Speaking of which, in 1990 the Methodist Church - in
a report to Conference about human sexuality - compared the Trinity to the
relationship between two people. When we attempt to describe the unity within
the Trinity we talk about three persons being in such complete unity that they
are one and the same, and the report said that human relationships can be
something like that - with two marriage partners becoming united together in
the Spirit.
Jesus himself said that when two people get married
the two should become one. Of course, he wasn talking about the perfect unity
that exists between the three persons of the Trinity but the report said that,
in sexual intercourse, human beings come as close to experiencing what it means
for two persons to become one as most of us are ever likely to get. When I
mentioned this in a sermon at the time, a church steward commented wryly that
it was the best excuse he had ever heard - but I don’t make this stuff
up.
According to the report sex - at its best - really
does become a way of better understanding the mystery of God, of joining in the
dance at the heart of all creation. It says, and I quote, ‘The Trinity [is] an
expression of the outgoing love of God in creation, re-creation and [personal]
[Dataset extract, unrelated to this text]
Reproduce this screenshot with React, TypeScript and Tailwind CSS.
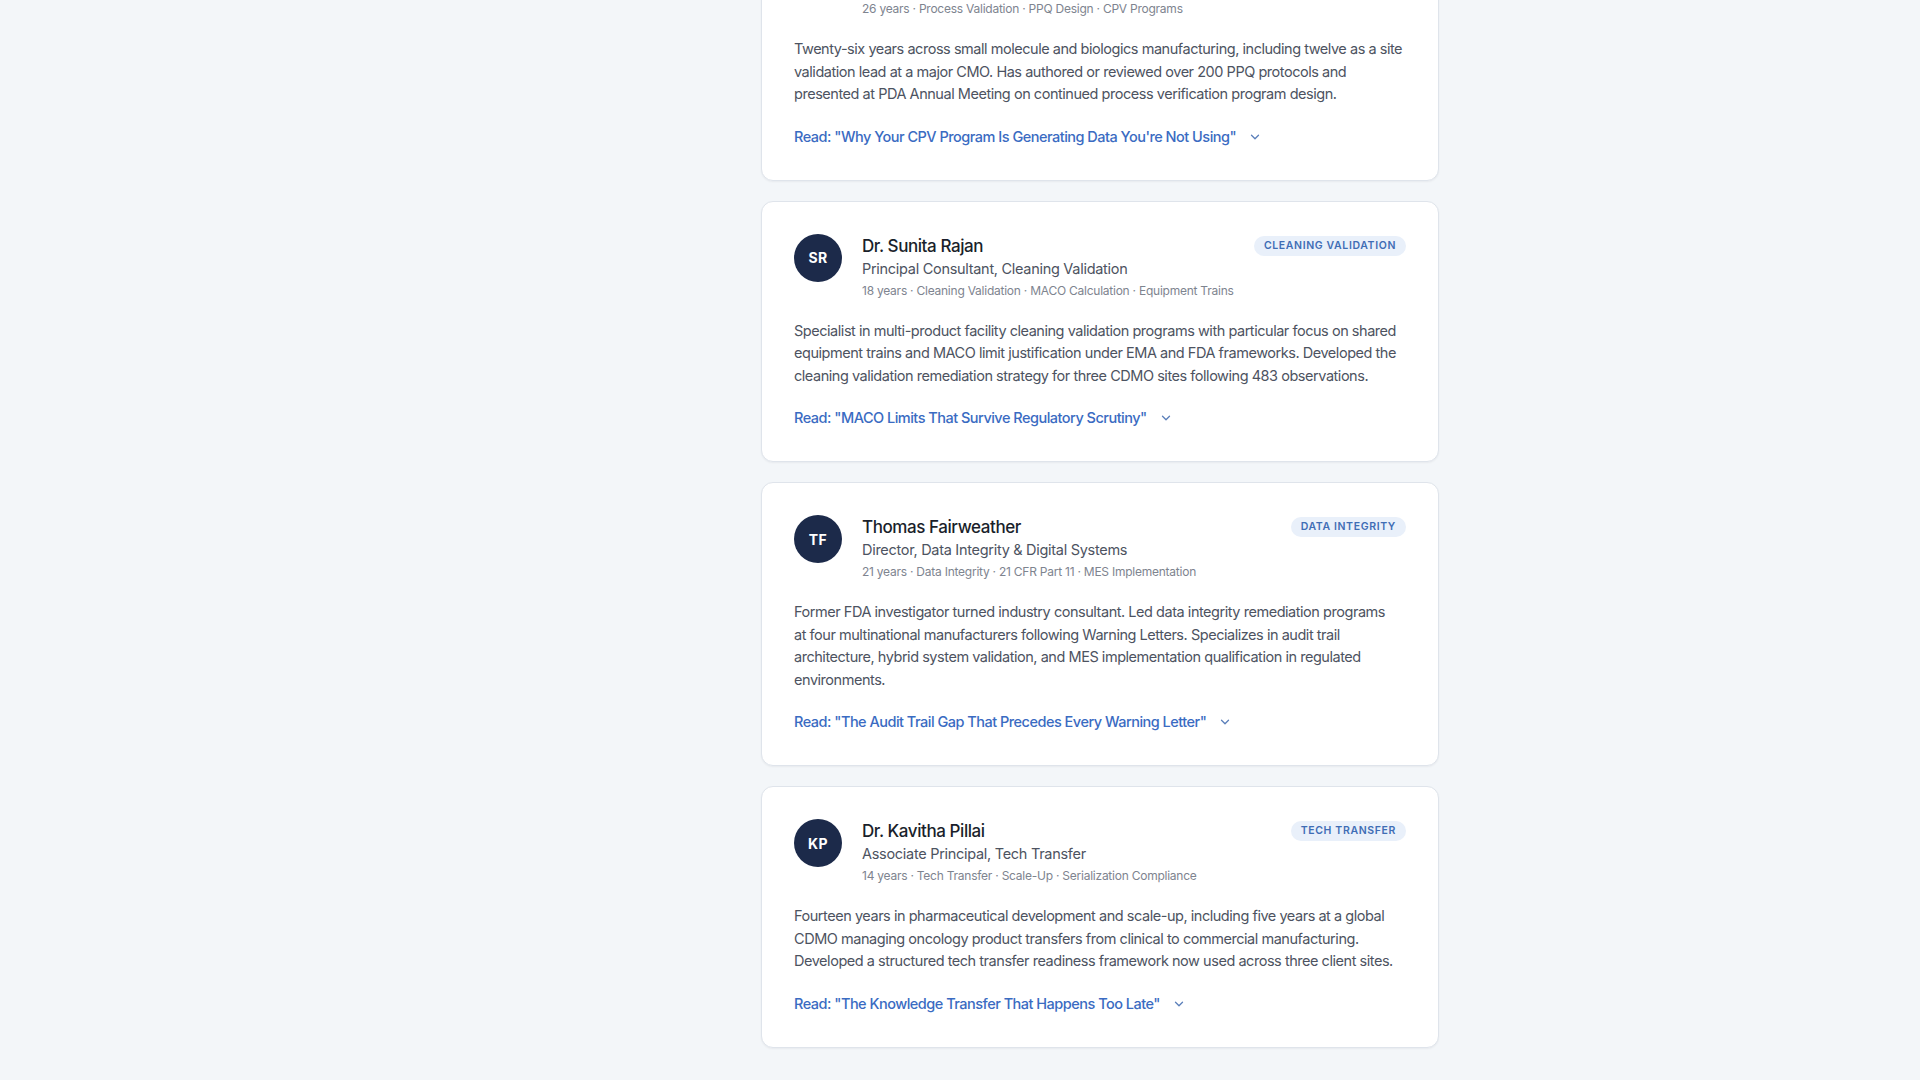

relationships… Therefore, sex is to be enjoyed and celebrated within this
context... We celebrate our sexuality because we have been made by God with the
potential to be fulfilled in deep loving relationships and... [so can] be at
one with another person.’ And it also says, ‘A secure, intimate, stable, loving
bond, [between two people] is itself a reflection of the mystery of the
relationship within the Trinity.’ [2]
So it’s fitting that today. on Trinity Sunday
itself, we will be marking and celebrating the renewal of two people’s vows to
one another after fifty years of Christian marriage.